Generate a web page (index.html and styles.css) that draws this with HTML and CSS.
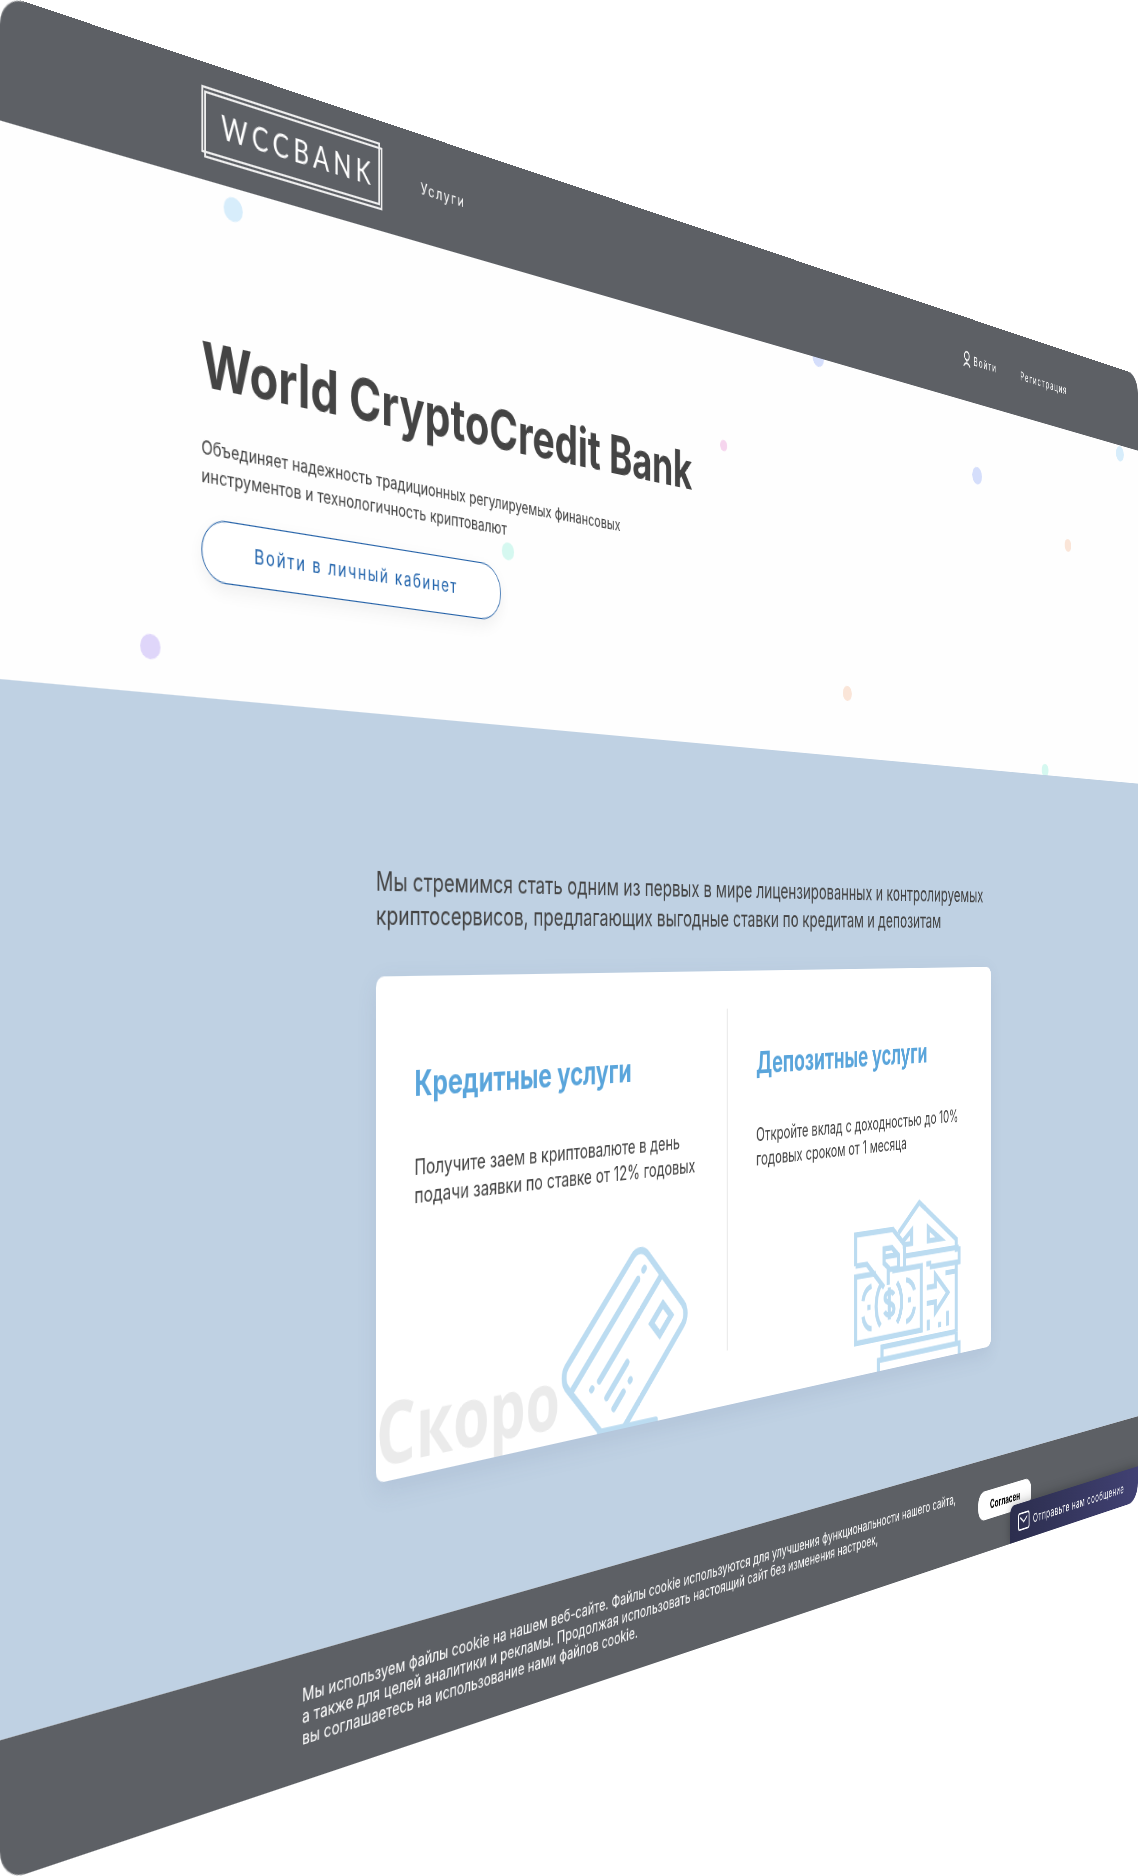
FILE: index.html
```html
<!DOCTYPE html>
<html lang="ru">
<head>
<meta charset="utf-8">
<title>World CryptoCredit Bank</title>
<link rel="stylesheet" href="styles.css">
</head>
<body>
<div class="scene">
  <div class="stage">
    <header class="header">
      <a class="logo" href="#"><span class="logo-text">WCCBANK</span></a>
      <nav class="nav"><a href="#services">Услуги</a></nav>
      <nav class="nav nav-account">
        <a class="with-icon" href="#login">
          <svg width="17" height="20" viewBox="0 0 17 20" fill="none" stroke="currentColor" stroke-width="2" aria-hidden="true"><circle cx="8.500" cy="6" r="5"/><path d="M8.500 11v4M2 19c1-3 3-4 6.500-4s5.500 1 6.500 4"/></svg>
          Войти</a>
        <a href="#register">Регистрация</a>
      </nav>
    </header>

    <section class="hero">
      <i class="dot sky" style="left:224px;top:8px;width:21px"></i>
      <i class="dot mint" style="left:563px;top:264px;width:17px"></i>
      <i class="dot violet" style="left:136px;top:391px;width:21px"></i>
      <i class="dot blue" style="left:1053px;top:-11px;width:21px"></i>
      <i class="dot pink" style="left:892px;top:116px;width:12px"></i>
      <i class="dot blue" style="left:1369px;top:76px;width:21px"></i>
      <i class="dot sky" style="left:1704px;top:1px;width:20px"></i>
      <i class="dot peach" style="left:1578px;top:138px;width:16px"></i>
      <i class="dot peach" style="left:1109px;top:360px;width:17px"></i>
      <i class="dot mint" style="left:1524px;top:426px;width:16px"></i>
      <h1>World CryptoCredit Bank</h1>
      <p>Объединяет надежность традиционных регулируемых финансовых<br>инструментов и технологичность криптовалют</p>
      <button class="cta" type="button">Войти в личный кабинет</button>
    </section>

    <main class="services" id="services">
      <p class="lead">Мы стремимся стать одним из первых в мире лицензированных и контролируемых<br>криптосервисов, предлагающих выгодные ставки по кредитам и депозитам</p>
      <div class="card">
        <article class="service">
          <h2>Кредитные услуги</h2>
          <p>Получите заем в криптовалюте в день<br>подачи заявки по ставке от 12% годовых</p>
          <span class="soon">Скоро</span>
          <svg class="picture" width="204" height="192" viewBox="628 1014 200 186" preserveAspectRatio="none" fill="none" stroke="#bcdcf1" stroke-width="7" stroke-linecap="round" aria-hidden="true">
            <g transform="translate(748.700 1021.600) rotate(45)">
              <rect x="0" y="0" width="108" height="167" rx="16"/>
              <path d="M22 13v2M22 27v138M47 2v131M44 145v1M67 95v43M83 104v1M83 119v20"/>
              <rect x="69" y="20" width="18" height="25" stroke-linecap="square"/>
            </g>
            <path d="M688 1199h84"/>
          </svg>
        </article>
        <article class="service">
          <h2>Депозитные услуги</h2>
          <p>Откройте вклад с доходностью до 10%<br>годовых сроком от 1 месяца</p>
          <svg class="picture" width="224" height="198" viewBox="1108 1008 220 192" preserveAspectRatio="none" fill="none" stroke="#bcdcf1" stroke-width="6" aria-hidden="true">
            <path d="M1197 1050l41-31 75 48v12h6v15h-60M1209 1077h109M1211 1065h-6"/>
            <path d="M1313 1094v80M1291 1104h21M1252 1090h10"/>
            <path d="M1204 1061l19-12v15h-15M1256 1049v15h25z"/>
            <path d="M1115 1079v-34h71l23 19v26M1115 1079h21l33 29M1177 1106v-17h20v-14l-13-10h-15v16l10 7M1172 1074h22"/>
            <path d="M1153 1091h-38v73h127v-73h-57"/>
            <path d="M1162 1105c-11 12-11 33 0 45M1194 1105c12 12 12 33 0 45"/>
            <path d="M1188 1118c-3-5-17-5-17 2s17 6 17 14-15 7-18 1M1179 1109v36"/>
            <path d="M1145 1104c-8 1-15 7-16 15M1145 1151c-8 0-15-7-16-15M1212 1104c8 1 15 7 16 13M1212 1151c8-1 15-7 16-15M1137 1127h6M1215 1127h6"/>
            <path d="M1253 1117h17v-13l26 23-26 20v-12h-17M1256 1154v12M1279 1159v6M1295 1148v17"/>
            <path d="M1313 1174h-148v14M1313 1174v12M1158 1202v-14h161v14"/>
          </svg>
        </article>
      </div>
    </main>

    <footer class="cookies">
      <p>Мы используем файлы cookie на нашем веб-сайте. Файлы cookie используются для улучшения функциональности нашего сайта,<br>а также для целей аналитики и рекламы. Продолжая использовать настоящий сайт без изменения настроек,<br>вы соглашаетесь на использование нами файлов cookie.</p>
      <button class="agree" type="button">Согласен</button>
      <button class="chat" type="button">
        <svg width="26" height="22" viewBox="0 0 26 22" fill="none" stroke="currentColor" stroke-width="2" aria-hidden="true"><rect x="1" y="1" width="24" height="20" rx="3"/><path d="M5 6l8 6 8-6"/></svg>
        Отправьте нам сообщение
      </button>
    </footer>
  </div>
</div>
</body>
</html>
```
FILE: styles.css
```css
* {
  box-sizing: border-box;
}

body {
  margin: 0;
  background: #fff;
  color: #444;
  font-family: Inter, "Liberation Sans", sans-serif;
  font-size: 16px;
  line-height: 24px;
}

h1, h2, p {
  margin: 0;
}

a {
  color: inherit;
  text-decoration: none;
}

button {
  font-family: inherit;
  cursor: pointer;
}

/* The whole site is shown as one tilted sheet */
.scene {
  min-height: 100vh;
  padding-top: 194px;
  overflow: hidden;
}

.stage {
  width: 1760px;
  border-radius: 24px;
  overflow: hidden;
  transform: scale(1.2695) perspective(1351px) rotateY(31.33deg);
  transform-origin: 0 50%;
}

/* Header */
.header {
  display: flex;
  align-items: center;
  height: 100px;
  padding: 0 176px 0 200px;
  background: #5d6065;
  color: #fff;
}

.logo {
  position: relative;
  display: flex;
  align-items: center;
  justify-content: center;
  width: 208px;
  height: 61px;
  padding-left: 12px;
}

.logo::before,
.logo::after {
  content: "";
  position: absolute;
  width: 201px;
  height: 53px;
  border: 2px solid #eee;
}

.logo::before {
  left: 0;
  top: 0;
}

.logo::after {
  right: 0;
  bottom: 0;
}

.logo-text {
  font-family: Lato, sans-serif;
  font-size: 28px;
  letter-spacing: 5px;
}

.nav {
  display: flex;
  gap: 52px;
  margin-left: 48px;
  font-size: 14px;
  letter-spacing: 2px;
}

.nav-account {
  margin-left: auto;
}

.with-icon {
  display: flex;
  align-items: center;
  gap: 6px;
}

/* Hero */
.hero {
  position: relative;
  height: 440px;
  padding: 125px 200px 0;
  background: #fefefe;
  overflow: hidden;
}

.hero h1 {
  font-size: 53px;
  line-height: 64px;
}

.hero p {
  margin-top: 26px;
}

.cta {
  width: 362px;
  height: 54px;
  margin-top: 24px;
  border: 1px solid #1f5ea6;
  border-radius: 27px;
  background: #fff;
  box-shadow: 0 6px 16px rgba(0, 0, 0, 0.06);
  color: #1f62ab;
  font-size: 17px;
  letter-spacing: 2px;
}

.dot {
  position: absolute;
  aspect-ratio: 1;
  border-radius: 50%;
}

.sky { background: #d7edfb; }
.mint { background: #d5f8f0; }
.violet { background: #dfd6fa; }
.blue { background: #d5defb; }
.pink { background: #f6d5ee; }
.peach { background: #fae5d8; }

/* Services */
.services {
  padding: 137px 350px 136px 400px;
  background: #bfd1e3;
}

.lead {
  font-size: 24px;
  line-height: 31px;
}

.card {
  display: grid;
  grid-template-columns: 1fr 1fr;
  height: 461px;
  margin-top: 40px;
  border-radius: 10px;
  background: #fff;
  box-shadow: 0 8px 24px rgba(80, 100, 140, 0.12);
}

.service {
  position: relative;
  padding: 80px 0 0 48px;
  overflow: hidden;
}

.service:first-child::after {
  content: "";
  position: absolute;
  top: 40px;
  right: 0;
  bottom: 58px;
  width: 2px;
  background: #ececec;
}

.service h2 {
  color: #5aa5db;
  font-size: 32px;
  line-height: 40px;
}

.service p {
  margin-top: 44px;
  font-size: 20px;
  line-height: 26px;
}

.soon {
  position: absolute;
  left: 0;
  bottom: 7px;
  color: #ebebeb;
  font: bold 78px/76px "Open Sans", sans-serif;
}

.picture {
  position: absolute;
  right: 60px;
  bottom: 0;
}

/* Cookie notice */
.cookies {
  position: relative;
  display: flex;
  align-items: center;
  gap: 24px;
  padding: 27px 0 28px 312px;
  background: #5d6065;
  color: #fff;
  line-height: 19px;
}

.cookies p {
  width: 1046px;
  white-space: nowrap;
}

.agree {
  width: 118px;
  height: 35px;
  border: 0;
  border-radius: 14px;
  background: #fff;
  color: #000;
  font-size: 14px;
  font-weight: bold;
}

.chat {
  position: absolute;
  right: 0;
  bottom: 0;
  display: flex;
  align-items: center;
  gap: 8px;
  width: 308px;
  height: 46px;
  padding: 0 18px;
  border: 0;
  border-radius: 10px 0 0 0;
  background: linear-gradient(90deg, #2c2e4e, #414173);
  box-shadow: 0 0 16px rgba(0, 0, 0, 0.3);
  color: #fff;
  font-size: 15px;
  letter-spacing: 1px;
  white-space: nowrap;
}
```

...

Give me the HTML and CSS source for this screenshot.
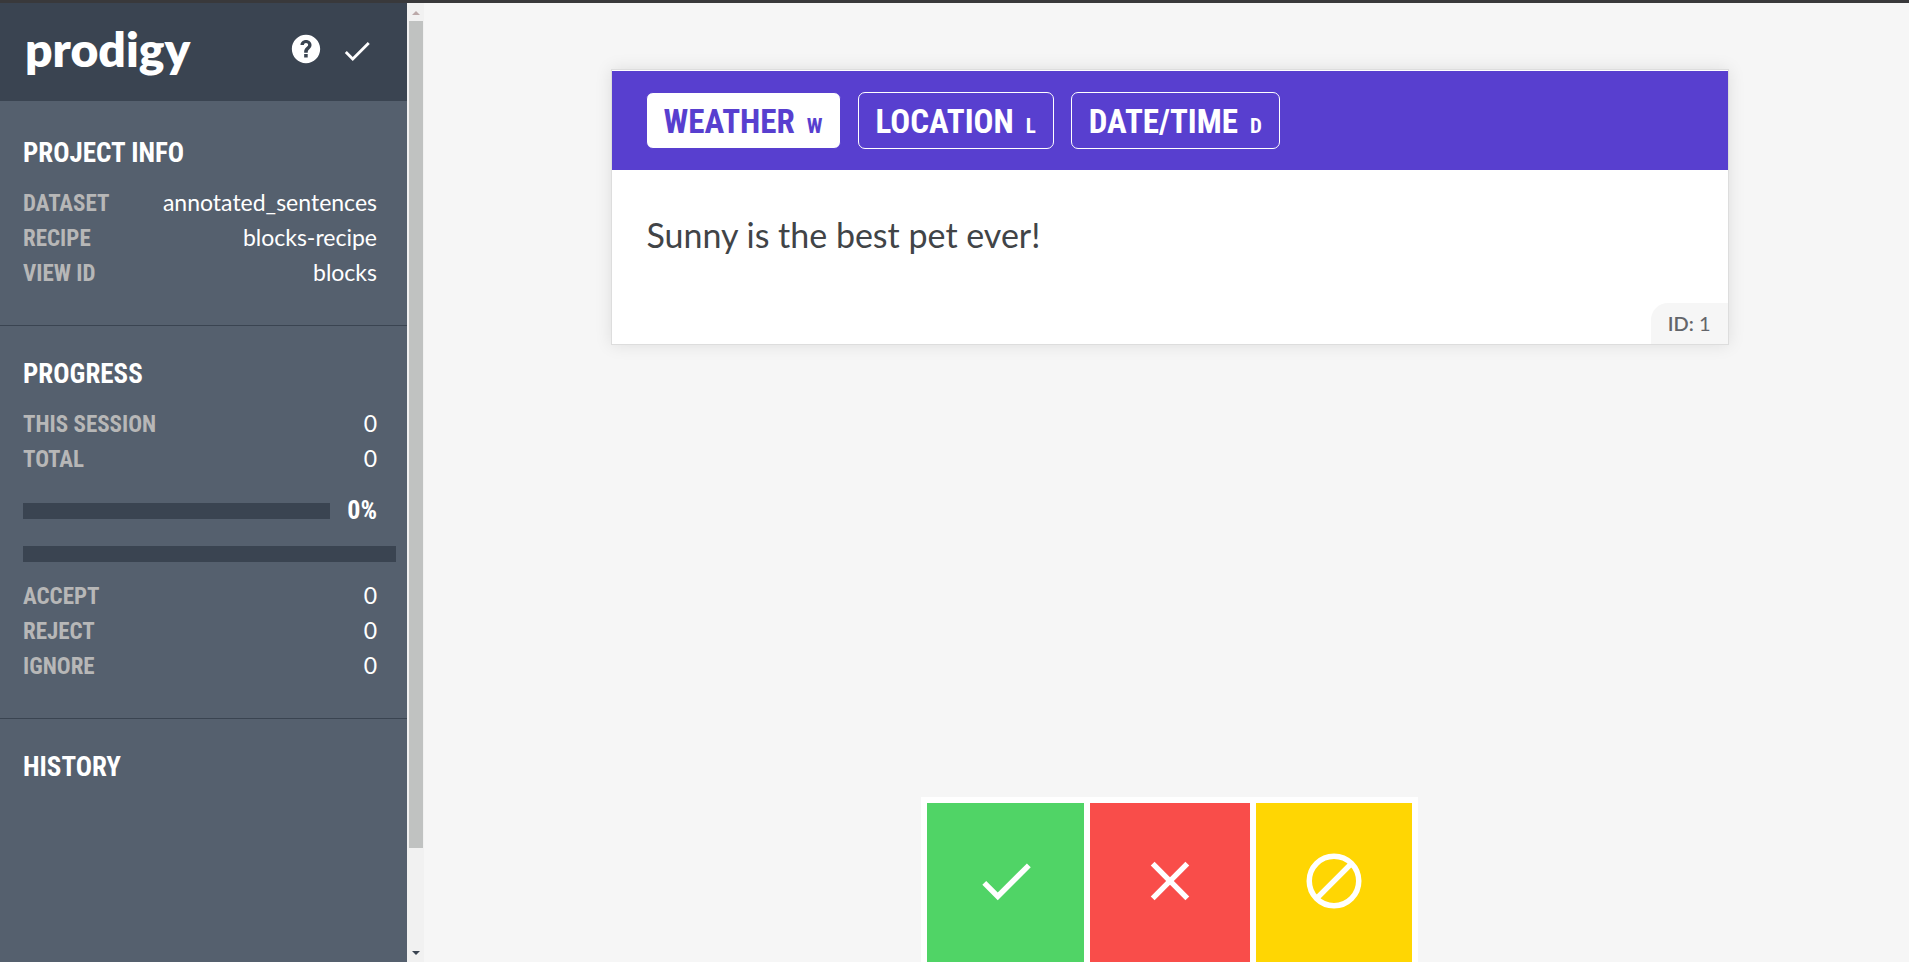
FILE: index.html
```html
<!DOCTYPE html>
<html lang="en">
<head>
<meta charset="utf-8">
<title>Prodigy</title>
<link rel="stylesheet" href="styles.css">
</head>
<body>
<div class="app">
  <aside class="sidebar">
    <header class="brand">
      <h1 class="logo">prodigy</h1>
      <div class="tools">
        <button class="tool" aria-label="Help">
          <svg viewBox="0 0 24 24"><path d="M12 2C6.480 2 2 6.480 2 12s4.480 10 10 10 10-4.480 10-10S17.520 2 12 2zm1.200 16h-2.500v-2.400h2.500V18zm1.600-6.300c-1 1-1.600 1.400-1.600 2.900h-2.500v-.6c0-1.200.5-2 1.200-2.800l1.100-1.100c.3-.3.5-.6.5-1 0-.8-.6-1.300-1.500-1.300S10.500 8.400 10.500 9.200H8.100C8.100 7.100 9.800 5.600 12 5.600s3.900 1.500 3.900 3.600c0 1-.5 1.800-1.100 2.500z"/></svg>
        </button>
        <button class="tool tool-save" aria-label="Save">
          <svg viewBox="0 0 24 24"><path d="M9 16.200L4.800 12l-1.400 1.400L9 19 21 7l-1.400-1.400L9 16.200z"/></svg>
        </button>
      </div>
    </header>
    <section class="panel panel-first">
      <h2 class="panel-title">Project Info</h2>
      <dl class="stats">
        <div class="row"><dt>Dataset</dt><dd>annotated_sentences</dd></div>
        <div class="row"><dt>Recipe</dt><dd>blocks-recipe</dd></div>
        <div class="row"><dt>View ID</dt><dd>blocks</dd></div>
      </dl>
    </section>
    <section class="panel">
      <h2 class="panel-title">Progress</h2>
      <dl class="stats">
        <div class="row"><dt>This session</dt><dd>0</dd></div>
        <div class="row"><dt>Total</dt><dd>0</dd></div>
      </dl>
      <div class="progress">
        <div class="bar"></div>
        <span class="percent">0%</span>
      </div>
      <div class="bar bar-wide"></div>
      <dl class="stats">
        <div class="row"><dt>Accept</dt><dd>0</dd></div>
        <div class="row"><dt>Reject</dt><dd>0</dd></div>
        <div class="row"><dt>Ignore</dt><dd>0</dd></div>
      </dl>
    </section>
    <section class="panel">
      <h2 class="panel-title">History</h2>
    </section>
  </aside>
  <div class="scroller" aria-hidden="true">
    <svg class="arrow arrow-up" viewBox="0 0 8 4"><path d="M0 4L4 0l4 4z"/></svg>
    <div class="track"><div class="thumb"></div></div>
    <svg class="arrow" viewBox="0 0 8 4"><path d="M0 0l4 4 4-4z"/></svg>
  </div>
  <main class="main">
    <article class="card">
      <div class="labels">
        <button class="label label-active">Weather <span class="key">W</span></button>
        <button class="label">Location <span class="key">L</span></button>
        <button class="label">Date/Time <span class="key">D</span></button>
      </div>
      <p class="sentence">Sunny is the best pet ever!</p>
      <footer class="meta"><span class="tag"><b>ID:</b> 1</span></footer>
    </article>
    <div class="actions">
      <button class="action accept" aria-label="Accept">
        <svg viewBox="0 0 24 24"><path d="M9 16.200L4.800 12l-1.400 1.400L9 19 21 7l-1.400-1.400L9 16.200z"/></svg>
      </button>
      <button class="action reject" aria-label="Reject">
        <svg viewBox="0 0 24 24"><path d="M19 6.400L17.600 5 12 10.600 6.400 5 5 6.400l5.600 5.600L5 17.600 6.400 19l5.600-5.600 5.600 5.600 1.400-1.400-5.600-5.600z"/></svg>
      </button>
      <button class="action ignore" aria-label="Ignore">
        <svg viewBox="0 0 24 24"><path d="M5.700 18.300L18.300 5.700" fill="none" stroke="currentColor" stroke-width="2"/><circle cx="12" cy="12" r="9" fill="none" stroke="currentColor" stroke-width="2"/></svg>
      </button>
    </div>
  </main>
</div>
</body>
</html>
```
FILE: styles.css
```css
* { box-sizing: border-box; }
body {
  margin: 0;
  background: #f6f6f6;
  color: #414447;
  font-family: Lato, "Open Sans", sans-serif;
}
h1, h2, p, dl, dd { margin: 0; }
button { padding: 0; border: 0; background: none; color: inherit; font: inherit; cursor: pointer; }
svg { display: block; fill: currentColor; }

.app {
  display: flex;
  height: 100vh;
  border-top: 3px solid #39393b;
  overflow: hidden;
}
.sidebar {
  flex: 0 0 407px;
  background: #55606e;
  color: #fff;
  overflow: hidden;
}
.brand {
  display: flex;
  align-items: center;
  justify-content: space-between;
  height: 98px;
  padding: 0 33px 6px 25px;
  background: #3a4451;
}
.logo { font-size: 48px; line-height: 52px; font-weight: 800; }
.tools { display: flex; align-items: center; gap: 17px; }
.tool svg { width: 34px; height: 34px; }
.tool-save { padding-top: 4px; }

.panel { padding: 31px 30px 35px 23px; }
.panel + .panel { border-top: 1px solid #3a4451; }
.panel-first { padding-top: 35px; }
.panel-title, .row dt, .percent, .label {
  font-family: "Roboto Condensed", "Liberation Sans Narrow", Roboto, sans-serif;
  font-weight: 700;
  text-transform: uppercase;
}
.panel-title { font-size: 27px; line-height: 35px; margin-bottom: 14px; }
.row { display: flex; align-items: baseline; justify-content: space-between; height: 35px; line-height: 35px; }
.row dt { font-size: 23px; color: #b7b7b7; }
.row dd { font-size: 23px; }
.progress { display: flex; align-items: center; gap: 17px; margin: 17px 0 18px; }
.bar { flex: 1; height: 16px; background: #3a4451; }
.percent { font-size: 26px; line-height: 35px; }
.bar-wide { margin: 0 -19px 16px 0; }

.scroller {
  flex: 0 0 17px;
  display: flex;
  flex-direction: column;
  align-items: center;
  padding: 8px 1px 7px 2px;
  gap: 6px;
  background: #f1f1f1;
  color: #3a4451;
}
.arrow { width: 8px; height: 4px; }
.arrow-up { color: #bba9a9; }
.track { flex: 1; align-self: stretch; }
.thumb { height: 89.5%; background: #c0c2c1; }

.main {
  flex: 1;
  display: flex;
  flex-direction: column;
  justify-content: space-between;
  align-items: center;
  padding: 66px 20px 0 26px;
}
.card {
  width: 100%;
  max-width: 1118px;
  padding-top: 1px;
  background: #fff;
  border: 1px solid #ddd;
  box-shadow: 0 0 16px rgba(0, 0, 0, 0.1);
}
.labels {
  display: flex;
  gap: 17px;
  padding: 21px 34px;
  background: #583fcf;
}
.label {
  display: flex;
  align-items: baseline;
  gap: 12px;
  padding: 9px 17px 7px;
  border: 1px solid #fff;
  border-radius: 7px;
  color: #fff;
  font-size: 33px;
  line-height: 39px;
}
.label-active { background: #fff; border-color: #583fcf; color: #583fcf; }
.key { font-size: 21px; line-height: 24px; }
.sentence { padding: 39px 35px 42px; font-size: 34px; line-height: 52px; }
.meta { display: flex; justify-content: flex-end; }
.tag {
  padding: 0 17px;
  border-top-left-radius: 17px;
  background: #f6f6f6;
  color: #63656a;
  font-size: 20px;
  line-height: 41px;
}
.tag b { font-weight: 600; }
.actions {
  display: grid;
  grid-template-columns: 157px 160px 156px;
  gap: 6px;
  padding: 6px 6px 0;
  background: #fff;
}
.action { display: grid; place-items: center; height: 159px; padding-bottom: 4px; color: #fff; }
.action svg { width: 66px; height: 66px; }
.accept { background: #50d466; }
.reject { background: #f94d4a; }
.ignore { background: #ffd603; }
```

### Stated exercise:
Find how many lines of the listing include the string "with" and give that number, nothing else.

### Solution:
3